Perhaps unsurprisingly, C-suite executives in the technology industry have been the first to buck the trend of conservatism when it comes to social media. They are the ones using social media most proactively. Research cited in the FT article above, shows that 48 per cent of tech sector CEOs are on social media, compared with 20 per cent in auto or retail, and only 11 percent of oil and gas chief executives.
Today’s circumstances have removed half of the traditional tools available in a leader’s toolbox to show energy and authenticity: in-person 1:1s, conferences, roundtables, social gatherings. In light of the quickly established trend for remote conferencing and e-networking, these now sound positively archaic! So, leaders need to replace those tools with new digital ones. Social media is proving to be the de facto way to share knowledge and influence and those who want to be seen as thought leaders must embrace it.

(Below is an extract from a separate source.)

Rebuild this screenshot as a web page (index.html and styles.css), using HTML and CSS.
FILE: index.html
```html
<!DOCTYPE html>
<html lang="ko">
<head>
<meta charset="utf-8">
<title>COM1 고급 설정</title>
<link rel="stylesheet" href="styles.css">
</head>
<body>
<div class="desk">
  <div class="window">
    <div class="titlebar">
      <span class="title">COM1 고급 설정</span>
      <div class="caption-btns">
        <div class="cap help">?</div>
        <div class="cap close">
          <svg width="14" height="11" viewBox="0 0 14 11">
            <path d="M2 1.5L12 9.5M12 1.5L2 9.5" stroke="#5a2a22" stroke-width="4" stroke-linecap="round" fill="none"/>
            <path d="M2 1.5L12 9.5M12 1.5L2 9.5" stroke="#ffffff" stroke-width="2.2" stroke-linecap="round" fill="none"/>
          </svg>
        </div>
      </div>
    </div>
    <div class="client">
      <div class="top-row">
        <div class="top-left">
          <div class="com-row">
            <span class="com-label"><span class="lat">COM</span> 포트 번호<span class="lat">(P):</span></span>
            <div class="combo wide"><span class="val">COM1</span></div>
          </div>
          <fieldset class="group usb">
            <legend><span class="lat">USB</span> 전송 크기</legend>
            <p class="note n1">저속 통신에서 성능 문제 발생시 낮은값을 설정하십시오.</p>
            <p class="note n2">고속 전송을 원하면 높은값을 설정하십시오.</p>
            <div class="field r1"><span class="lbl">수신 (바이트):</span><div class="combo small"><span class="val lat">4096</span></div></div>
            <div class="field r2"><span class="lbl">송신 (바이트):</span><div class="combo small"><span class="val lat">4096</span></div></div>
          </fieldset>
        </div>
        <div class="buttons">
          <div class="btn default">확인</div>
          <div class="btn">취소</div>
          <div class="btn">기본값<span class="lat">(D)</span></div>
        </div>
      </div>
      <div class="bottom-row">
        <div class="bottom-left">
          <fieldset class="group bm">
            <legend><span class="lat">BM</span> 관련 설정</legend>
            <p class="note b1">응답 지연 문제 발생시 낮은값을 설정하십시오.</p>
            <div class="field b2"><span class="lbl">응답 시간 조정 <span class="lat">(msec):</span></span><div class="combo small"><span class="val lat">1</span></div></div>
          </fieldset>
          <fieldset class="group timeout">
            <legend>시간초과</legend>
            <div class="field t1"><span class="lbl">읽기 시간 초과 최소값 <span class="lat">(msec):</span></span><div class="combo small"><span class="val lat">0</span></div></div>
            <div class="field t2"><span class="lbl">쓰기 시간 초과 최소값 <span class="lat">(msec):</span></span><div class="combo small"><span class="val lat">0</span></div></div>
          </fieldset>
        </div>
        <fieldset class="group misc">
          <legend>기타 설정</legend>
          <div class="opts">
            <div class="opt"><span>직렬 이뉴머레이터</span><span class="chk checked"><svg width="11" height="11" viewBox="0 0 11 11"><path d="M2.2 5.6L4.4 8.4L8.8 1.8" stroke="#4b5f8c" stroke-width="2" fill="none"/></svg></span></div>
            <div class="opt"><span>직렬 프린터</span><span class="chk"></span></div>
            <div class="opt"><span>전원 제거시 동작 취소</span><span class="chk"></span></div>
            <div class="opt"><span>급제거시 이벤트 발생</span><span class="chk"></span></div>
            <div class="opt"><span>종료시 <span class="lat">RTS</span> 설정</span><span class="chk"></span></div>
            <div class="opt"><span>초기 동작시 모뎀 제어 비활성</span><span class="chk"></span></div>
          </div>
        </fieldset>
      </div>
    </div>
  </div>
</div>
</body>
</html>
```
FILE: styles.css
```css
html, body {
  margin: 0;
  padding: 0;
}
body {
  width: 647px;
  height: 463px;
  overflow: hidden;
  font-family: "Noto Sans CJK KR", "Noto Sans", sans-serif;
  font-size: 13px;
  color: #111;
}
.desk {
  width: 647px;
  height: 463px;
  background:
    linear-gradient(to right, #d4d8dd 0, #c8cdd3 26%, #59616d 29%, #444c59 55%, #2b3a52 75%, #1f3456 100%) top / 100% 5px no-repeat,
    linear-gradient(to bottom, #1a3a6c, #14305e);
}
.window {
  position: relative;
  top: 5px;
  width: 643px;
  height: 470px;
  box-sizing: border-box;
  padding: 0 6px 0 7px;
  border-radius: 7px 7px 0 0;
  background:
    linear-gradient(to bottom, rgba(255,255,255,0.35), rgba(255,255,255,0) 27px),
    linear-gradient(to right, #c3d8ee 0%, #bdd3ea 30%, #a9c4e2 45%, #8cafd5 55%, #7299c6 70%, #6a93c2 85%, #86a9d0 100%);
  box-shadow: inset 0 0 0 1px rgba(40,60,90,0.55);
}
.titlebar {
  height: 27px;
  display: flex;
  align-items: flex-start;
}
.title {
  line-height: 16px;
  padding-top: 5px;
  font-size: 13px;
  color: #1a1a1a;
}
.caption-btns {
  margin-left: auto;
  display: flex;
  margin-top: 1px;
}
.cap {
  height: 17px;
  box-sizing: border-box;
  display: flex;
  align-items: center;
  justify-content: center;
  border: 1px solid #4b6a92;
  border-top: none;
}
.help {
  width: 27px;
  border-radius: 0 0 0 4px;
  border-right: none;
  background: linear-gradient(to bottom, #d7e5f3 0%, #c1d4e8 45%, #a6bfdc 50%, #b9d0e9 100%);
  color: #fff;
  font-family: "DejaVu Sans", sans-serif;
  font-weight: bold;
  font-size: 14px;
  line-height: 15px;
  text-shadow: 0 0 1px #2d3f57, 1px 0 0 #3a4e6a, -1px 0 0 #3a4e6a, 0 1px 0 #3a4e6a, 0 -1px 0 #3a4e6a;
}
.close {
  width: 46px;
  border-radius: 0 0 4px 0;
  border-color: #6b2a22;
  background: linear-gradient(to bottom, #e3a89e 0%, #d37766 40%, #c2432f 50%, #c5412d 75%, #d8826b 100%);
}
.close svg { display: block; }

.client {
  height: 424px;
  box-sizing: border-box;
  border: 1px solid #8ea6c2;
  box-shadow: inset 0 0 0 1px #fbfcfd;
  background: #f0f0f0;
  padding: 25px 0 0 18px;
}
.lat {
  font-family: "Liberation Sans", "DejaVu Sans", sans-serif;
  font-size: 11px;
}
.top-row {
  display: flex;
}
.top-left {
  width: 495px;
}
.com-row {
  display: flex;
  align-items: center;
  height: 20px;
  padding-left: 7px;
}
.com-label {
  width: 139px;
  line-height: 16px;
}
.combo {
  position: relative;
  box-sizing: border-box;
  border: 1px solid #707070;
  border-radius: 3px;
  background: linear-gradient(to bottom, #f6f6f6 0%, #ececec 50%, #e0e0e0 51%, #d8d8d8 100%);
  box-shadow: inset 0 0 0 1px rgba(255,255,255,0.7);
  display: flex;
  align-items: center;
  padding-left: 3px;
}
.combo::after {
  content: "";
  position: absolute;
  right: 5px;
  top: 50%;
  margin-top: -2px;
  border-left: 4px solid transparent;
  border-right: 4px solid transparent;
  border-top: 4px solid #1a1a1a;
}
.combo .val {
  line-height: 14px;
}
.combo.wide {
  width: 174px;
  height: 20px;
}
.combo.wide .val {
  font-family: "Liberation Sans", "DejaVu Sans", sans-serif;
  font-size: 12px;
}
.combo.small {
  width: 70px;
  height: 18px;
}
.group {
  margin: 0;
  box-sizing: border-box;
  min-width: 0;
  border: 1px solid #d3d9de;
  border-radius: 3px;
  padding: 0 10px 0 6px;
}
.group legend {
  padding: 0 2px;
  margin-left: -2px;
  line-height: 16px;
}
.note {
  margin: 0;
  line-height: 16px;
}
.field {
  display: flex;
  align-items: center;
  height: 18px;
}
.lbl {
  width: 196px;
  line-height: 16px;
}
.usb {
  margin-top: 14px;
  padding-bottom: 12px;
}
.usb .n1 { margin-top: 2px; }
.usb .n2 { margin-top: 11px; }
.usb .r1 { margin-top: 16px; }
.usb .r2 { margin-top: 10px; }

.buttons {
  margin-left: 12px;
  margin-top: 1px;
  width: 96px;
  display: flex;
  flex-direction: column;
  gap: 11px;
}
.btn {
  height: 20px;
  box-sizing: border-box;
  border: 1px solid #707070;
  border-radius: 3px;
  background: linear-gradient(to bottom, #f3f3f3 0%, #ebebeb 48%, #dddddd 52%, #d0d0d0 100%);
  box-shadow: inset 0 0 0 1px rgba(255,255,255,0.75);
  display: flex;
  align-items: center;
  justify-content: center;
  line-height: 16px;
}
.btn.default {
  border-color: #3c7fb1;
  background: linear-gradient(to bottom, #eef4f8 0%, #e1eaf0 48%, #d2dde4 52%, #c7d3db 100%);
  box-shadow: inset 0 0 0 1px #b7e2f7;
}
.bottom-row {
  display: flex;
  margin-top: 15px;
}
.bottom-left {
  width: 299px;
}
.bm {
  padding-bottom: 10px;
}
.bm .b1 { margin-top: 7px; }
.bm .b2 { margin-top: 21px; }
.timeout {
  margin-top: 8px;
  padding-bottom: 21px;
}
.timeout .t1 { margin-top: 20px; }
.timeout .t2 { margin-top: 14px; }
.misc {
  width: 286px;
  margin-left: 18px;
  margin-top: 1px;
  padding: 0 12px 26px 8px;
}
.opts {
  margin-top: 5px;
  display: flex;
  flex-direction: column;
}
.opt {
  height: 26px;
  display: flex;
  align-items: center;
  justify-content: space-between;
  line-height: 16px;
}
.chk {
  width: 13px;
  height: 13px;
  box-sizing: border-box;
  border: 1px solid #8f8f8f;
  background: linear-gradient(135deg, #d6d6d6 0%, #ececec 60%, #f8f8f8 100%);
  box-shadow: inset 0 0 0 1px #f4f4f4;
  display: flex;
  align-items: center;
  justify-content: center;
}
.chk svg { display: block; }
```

Of course, it doesn’t come without risks. There are now infamous cases of high profile figures who have caused more than a comms headache for their organisation from being post-happy. Social media presence can also be met with concern from boards of directors. Many do not consider immersions in internet communities as essential to the CEO role. Perhaps because the medium age on boards is older than the average social media enthusiast. Whatever the reason, there is a reluctance to accept that businesses now needs to have ‘a human face’.
In our view, mishaps can be mitigated easily. If social media is used with genuine intent to share helpful ideas, real-world knowledge and affect positive change, it is hard to come across as flippant or self-absorbed.
In fact the social media presence of someone in a senior role can effect positive change for an industry or a society.
For example, we had one social-media-shy client who was very senior in a public company. They were also passionate about the need for established business leaders to nurture young, aspiring talent. We built their social media presence for them and posted on their behalf (always with approval for every post of course). In these posts, we voiced how it is incumbent on senior figures in positions of influence to support innovation, reward hard work, develop good ideas and release talent.
Because of their seniority they got high engagement and so his positive message had tremendous reach and served as a call to action for other leaders to pull their weight when it comes to nurturing young talent.
Having an audience on social media helps share personal goals and engage other influencers who can effect change. Being visible isn’t about raising your own profile. It can be a powerful tool to mobilise exciting and promising projects that could benefit us all.